Monday, May 6, 2013

Meaningful Living Daily

The rise in the suicide rate in this country is alarming to me.

In 2010 there were over 38,000 suicides.

Way up on the national norm.

What gives?

What accounts for the hike?

Are more head traumas from returning soldiers the reason?  With brain injuries up from explosive devices, soldiers continue to be victims of the consequences of embattled nations.

It seems that meaning, and, one's search for it, is key to wellness.

The thirst  for Meaning, for God, pervades one's life.  Otherwise, others thirsts get in the way in the lust of money, power or sex.

That's why the search requires companions on the road, so to speak, and, mentors, parents, spiritual directors, significant role models.

The Trappist monk, Thomas Merton's No Man Is An Island was popular while I was in high school.

Communion intertwines each of us with one another.  When classmates, among others, said they didn't need anyone, I wondered.  Such statements stem from hurt or injustice and anger about relationships.

Merton notes:

"Therefore the meaning of my life is not to be looked for merely in the sum of my own achievements.  It is seen only in the complete integration of my achievements and failures wit the achievements and failures of my own generation, and society, and time.  It's seen, above all in my integration in the Mystery of Christ.  That was what the poet John Donne realized during a serious illness when he heard the death knell tolling for another.  "The Church is Catholic, Universal," he said, "so all her actions, all that she does belongs to all...Who bends not his ear to any bell which upon occasion rings?  But who can remove it from that bell which is passing of piece of himself out of this world?"

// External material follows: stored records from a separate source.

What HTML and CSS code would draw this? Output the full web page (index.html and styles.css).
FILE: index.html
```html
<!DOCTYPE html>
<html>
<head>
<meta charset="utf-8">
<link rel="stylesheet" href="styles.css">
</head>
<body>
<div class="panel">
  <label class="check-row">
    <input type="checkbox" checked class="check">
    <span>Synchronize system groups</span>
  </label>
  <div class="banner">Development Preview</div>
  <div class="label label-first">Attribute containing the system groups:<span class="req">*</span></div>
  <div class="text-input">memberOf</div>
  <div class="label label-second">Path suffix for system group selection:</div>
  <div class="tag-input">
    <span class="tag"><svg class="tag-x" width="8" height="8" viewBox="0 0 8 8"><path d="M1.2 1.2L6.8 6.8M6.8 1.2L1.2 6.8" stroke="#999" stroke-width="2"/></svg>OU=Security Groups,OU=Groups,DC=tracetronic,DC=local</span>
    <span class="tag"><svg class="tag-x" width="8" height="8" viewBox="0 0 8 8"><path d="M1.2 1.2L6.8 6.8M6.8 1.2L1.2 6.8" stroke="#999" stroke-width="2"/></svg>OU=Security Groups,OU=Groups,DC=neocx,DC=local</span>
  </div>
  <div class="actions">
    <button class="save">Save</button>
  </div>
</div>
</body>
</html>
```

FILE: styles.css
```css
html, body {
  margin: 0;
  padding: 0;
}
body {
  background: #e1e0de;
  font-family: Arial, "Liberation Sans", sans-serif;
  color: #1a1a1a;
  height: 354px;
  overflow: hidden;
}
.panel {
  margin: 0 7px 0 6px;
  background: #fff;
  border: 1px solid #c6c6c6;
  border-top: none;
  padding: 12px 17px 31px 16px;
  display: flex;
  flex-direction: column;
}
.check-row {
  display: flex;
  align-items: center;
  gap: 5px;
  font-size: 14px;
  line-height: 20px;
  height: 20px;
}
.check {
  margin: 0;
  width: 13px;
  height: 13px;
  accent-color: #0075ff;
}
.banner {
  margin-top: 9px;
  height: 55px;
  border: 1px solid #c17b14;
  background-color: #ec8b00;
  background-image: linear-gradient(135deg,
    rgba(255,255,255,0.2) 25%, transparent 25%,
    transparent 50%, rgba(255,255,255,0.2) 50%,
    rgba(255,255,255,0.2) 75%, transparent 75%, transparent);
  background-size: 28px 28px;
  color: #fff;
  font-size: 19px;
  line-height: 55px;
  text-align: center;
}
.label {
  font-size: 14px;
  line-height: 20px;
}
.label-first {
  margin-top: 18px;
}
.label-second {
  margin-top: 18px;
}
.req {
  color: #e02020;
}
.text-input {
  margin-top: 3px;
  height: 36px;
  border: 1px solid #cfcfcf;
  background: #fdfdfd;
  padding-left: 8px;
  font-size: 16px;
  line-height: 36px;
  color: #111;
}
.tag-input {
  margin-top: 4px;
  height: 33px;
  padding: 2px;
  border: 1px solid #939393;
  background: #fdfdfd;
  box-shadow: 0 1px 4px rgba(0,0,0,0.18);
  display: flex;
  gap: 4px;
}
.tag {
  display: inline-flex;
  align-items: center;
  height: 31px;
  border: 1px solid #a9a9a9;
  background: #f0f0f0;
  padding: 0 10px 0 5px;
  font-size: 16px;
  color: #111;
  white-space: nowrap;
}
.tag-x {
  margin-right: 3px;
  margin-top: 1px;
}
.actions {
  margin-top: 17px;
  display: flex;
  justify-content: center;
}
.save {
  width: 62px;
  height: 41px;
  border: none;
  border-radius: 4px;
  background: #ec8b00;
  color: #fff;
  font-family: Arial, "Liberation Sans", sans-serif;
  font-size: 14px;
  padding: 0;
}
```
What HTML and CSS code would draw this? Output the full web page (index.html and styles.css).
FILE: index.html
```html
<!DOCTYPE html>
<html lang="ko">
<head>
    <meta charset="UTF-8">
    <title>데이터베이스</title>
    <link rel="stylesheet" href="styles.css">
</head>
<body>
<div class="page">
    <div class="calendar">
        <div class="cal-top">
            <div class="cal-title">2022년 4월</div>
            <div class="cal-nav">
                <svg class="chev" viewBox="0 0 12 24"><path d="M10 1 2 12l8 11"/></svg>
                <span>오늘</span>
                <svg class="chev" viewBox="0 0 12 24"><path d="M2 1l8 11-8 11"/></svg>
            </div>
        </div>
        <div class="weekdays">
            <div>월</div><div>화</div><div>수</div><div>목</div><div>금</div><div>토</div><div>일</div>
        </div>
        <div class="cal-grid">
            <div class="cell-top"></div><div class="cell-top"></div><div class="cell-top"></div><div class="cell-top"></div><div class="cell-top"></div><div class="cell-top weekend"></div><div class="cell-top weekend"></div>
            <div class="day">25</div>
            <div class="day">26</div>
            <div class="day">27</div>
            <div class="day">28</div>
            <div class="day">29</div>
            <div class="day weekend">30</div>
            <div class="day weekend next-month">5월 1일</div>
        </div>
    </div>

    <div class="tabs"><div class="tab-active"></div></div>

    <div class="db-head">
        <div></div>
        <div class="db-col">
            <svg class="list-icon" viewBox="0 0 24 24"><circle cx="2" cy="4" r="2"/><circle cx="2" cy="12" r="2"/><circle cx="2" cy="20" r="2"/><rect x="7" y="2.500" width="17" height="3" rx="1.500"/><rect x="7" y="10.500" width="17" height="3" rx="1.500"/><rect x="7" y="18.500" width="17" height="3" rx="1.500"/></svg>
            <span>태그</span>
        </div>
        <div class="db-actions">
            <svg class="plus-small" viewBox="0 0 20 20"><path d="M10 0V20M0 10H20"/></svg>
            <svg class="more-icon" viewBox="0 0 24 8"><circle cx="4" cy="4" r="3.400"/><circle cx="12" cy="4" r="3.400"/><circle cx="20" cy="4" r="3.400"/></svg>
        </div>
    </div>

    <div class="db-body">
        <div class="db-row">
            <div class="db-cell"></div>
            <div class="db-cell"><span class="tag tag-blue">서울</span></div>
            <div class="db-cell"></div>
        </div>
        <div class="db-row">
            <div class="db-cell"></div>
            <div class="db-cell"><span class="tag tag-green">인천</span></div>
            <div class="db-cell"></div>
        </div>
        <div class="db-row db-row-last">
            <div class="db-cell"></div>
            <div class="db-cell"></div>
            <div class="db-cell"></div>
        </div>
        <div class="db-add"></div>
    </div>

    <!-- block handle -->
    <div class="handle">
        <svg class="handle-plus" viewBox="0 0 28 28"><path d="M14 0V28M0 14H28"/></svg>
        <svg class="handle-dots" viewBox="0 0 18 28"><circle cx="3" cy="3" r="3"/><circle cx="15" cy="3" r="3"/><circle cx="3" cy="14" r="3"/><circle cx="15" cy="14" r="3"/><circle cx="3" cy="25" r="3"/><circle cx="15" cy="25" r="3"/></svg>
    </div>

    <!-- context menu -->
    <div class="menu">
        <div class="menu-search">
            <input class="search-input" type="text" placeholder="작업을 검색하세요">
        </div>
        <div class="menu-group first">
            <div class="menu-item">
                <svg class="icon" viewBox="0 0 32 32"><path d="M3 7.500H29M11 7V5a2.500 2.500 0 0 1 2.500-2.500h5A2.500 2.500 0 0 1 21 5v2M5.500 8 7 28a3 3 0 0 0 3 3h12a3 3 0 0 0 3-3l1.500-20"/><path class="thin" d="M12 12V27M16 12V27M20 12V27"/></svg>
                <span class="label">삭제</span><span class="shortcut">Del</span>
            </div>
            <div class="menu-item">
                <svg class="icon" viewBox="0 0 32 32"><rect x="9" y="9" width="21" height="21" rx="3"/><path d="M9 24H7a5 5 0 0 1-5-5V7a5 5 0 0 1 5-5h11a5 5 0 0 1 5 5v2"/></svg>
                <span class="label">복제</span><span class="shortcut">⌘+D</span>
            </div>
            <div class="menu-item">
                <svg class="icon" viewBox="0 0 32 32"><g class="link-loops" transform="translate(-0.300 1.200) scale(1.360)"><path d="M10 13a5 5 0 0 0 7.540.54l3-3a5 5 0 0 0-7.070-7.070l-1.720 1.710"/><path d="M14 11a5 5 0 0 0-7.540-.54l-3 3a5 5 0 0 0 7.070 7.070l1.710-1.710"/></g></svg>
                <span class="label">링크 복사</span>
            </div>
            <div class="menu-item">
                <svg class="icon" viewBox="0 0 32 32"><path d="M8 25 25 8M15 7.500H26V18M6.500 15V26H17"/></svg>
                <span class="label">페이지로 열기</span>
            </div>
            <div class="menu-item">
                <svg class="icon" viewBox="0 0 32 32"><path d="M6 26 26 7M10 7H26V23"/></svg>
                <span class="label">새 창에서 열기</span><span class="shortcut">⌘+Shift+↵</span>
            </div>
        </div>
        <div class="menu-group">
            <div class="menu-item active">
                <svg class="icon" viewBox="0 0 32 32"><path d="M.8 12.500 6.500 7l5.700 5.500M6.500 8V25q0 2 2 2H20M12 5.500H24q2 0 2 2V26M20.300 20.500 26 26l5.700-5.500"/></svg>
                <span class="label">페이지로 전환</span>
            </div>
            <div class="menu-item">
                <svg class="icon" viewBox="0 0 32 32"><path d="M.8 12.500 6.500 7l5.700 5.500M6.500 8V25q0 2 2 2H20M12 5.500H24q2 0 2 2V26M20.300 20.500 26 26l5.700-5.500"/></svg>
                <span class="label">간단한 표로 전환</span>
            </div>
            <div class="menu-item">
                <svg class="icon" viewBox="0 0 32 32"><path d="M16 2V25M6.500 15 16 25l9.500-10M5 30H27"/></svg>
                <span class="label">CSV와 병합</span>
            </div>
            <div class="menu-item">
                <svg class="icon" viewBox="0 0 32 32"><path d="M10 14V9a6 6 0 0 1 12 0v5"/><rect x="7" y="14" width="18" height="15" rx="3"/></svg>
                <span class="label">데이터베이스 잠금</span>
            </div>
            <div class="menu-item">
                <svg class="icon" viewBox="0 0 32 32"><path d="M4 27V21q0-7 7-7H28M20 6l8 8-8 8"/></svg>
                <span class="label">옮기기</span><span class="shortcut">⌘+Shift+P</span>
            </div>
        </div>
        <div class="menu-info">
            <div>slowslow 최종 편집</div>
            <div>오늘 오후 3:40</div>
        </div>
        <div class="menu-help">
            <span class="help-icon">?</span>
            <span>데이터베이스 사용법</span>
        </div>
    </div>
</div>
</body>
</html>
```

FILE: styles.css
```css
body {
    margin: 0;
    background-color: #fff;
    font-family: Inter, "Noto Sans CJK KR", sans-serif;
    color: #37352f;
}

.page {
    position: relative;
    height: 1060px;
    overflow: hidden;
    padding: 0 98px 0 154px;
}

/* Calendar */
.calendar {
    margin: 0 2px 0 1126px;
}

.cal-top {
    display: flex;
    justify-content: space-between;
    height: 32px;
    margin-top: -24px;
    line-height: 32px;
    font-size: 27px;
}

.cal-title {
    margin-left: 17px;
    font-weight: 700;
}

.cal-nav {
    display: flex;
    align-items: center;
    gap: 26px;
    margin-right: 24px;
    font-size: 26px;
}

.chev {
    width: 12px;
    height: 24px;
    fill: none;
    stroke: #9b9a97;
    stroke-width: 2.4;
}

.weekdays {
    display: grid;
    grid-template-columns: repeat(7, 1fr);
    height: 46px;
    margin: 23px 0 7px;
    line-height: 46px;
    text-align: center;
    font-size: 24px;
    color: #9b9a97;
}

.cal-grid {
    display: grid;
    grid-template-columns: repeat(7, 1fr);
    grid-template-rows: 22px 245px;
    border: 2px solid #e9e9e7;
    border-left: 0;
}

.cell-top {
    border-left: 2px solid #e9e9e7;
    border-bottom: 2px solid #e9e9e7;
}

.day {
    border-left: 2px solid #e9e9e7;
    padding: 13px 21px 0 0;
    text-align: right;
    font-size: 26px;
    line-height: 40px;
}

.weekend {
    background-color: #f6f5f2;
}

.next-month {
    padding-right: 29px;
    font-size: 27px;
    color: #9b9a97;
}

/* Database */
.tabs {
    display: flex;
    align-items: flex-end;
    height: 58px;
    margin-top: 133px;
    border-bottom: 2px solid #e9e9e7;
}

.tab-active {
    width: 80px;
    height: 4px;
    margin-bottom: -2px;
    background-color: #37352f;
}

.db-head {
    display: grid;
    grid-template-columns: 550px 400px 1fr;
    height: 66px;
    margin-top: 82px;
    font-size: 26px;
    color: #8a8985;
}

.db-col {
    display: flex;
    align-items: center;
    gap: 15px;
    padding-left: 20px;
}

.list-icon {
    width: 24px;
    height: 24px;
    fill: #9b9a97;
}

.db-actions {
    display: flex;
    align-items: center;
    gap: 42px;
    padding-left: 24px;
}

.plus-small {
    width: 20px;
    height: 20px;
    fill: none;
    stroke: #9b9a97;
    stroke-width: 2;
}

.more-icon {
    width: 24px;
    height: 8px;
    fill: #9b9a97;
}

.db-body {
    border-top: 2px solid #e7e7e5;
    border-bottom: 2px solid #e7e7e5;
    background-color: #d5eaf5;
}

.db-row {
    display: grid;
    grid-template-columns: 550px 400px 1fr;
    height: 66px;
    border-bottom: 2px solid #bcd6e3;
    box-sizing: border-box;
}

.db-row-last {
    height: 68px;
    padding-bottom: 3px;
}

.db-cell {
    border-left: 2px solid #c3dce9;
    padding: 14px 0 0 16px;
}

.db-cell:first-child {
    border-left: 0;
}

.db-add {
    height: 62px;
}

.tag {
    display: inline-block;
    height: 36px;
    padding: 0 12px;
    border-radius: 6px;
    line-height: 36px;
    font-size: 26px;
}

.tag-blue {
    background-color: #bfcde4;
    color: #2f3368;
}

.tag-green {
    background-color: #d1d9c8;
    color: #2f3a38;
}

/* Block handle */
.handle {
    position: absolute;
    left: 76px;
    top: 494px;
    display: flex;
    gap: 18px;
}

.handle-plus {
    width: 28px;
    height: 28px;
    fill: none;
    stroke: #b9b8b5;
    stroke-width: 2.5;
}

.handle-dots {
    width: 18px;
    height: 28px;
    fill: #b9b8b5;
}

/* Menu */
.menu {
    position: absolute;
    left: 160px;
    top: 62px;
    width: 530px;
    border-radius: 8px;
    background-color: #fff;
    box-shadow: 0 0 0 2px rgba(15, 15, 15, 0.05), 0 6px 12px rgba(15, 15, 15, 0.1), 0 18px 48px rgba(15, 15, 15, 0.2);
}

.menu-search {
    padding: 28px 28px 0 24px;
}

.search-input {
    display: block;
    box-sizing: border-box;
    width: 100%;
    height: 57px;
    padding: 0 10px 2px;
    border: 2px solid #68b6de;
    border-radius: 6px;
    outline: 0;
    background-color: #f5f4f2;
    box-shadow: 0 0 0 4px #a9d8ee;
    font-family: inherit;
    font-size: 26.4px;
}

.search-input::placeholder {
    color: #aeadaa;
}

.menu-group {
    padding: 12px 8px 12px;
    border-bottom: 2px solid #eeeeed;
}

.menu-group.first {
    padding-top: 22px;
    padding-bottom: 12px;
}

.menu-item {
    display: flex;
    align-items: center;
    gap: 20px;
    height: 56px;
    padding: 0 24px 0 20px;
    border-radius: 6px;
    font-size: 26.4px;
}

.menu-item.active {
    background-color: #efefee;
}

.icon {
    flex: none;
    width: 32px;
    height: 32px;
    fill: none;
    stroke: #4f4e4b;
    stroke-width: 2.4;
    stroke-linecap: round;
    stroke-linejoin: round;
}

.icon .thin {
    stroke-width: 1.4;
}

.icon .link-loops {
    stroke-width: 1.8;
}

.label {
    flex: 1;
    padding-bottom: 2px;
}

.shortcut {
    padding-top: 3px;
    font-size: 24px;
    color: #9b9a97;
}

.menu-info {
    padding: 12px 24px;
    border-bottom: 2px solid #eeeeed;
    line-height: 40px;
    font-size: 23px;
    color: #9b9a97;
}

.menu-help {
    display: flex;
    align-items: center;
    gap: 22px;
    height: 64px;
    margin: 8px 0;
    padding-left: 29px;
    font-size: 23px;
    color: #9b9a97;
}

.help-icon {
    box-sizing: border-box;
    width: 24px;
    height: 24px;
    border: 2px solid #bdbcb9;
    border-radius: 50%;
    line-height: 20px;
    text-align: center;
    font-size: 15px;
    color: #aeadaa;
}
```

Suicide is very much like cancer's growing within someone.  Often, however, few, if anyone knows of suicidal ideations in those we live or work with daily.

Helpful comments from Merton about meaningfulness, include:

"It is useless to try to make peace with ourselves by being pleased wit everything we have done.  In order to settle down in the quiet of our own being we must learn to be detached from the results of our own activity.  We must withdraw ourselves, to some extent, from effects that are beyond our control and be content with the good will and the work that are the quiet expression of our inner life.  We must be content to live without watching ourselves live, to work without expecting an immediate reward, to love without an instantaneous satisfaction, and to exist without any special recognition."

"We have to learn to commune with ourselves before we can communicate with other men and with God.  A man who is not at peace with self necessarily projects his interior fighting into the society of those he lives with, and spreads a contagion of conflict all around him."